Information supplied:
————————
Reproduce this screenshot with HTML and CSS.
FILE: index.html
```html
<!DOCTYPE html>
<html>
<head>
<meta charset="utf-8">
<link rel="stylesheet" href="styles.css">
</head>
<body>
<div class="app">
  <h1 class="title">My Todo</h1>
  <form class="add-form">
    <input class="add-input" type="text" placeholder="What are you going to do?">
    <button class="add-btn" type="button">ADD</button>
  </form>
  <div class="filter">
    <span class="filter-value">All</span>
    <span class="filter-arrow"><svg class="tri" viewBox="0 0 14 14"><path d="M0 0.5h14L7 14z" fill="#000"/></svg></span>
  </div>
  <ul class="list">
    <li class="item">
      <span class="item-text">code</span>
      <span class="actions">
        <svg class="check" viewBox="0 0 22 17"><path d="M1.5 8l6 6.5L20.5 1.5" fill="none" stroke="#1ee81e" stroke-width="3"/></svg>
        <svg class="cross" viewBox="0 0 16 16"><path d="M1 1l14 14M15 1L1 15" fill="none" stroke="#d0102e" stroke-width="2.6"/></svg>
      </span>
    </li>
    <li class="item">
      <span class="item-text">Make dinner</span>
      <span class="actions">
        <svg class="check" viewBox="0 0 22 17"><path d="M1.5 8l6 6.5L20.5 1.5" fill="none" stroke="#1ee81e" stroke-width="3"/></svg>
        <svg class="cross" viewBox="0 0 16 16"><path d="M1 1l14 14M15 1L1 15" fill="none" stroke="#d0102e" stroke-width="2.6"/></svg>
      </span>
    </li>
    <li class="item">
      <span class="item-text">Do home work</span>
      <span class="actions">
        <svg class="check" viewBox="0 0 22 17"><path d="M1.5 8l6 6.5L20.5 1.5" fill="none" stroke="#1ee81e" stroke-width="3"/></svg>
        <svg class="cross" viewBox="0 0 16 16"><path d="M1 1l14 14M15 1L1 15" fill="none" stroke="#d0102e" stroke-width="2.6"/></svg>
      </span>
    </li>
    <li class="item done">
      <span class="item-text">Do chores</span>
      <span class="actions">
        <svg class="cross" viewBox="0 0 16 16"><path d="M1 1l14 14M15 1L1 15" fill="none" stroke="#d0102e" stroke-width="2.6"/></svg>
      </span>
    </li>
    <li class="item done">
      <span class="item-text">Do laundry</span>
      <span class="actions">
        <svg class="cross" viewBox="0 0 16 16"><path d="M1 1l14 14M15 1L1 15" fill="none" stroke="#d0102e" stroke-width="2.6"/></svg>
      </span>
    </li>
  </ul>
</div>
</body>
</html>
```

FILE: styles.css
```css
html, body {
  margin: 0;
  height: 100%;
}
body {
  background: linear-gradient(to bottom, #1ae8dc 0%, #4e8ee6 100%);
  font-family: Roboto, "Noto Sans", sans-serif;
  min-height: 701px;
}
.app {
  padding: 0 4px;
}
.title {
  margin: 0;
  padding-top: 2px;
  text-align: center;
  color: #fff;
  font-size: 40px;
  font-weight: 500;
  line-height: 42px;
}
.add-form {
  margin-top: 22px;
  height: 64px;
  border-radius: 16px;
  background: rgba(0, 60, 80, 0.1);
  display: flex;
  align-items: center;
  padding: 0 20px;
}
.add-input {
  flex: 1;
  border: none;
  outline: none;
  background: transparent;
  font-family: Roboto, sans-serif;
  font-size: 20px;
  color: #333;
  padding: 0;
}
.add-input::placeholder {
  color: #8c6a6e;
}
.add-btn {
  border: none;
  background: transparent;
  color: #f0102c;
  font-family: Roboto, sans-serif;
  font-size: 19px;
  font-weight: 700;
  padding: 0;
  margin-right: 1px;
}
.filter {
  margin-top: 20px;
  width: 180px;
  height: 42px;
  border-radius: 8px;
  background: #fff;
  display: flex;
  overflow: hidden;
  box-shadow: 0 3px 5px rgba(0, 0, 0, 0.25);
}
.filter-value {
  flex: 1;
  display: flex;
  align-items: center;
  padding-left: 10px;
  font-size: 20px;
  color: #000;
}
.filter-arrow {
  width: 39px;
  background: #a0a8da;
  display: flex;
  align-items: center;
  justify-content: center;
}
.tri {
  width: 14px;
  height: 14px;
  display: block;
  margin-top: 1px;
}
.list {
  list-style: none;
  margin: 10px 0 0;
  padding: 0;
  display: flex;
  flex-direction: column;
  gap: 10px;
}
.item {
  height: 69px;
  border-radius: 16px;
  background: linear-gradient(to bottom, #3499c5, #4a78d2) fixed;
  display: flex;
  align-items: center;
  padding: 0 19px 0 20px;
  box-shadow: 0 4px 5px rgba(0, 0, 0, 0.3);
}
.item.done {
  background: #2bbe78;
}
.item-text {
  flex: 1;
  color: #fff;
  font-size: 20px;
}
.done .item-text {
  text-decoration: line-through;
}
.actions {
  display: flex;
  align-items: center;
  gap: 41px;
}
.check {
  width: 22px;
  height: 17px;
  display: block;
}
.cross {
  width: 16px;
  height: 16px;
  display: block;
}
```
————————
Each line of the listing should be copied exactly.

Reply to the exercise:
Reproduce this screenshot with HTML and CSS.
FILE: index.html
```html
<!DOCTYPE html>
<html>
<head>
<meta charset="utf-8">
<link rel="stylesheet" href="styles.css">
</head>
<body>
<div class="app">
  <h1 class="title">My Todo</h1>
  <form class="add-form">
    <input class="add-input" type="text" placeholder="What are you going to do?">
    <button class="add-btn" type="button">ADD</button>
  </form>
  <div class="filter">
    <span class="filter-value">All</span>
    <span class="filter-arrow"><svg class="tri" viewBox="0 0 14 14"><path d="M0 0.5h14L7 14z" fill="#000"/></svg></span>
  </div>
  <ul class="list">
    <li class="item">
      <span class="item-text">code</span>
      <span class="actions">
        <svg class="check" viewBox="0 0 22 17"><path d="M1.5 8l6 6.5L20.5 1.5" fill="none" stroke="#1ee81e" stroke-width="3"/></svg>
        <svg class="cross" viewBox="0 0 16 16"><path d="M1 1l14 14M15 1L1 15" fill="none" stroke="#d0102e" stroke-width="2.6"/></svg>
      </span>
    </li>
    <li class="item">
      <span class="item-text">Make dinner</span>
      <span class="actions">
        <svg class="check" viewBox="0 0 22 17"><path d="M1.5 8l6 6.5L20.5 1.5" fill="none" stroke="#1ee81e" stroke-width="3"/></svg>
        <svg class="cross" viewBox="0 0 16 16"><path d="M1 1l14 14M15 1L1 15" fill="none" stroke="#d0102e" stroke-width="2.6"/></svg>
      </span>
    </li>
    <li class="item">
      <span class="item-text">Do home work</span>
      <span class="actions">
        <svg class="check" viewBox="0 0 22 17"><path d="M1.5 8l6 6.5L20.5 1.5" fill="none" stroke="#1ee81e" stroke-width="3"/></svg>
        <svg class="cross" viewBox="0 0 16 16"><path d="M1 1l14 14M15 1L1 15" fill="none" stroke="#d0102e" stroke-width="2.6"/></svg>
      </span>
    </li>
    <li class="item done">
      <span class="item-text">Do chores</span>
      <span class="actions">
        <svg class="cross" viewBox="0 0 16 16"><path d="M1 1l14 14M15 1L1 15" fill="none" stroke="#d0102e" stroke-width="2.6"/></svg>
      </span>
    </li>
    <li class="item done">
      <span class="item-text">Do laundry</span>
      <span class="actions">
        <svg class="cross" viewBox="0 0 16 16"><path d="M1 1l14 14M15 1L1 15" fill="none" stroke="#d0102e" stroke-width="2.6"/></svg>
      </span>
    </li>
  </ul>
</div>
</body>
</html>
```

FILE: styles.css
```css
html, body {
  margin: 0;
  height: 100%;
}
body {
  background: linear-gradient(to bottom, #1ae8dc 0%, #4e8ee6 100%);
  font-family: Roboto, "Noto Sans", sans-serif;
  min-height: 701px;
}
.app {
  padding: 0 4px;
}
.title {
  margin: 0;
  padding-top: 2px;
  text-align: center;
  color: #fff;
  font-size: 40px;
  font-weight: 500;
  line-height: 42px;
}
.add-form {
  margin-top: 22px;
  height: 64px;
  border-radius: 16px;
  background: rgba(0, 60, 80, 0.1);
  display: flex;
  align-items: center;
  padding: 0 20px;
}
.add-input {
  flex: 1;
  border: none;
  outline: none;
  background: transparent;
  font-family: Roboto, sans-serif;
  font-size: 20px;
  color: #333;
  padding: 0;
}
.add-input::placeholder {
  color: #8c6a6e;
}
.add-btn {
  border: none;
  background: transparent;
  color: #f0102c;
  font-family: Roboto, sans-serif;
  font-size: 19px;
  font-weight: 700;
  padding: 0;
  margin-right: 1px;
}
.filter {
  margin-top: 20px;
  width: 180px;
  height: 42px;
  border-radius: 8px;
  background: #fff;
  display: flex;
  overflow: hidden;
  box-shadow: 0 3px 5px rgba(0, 0, 0, 0.25);
}
.filter-value {
  flex: 1;
  display: flex;
  align-items: center;
  padding-left: 10px;
  font-size: 20px;
  color: #000;
}
.filter-arrow {
  width: 39px;
  background: #a0a8da;
  display: flex;
  align-items: center;
  justify-content: center;
}
.tri {
  width: 14px;
  height: 14px;
  display: block;
  margin-top: 1px;
}
.list {
  list-style: none;
  margin: 10px 0 0;
  padding: 0;
  display: flex;
  flex-direction: column;
  gap: 10px;
}
.item {
  height: 69px;
  border-radius: 16px;
  background: linear-gradient(to bottom, #3499c5, #4a78d2) fixed;
  display: flex;
  align-items: center;
  padding: 0 19px 0 20px;
  box-shadow: 0 4px 5px rgba(0, 0, 0, 0.3);
}
.item.done {
  background: #2bbe78;
}
.item-text {
  flex: 1;
  color: #fff;
  font-size: 20px;
}
.done .item-text {
  text-decoration: line-through;
}
.actions {
  display: flex;
  align-items: center;
  gap: 41px;
}
.check {
  width: 22px;
  height: 17px;
  display: block;
}
.cross {
  width: 16px;
  height: 16px;
  display: block;
}
```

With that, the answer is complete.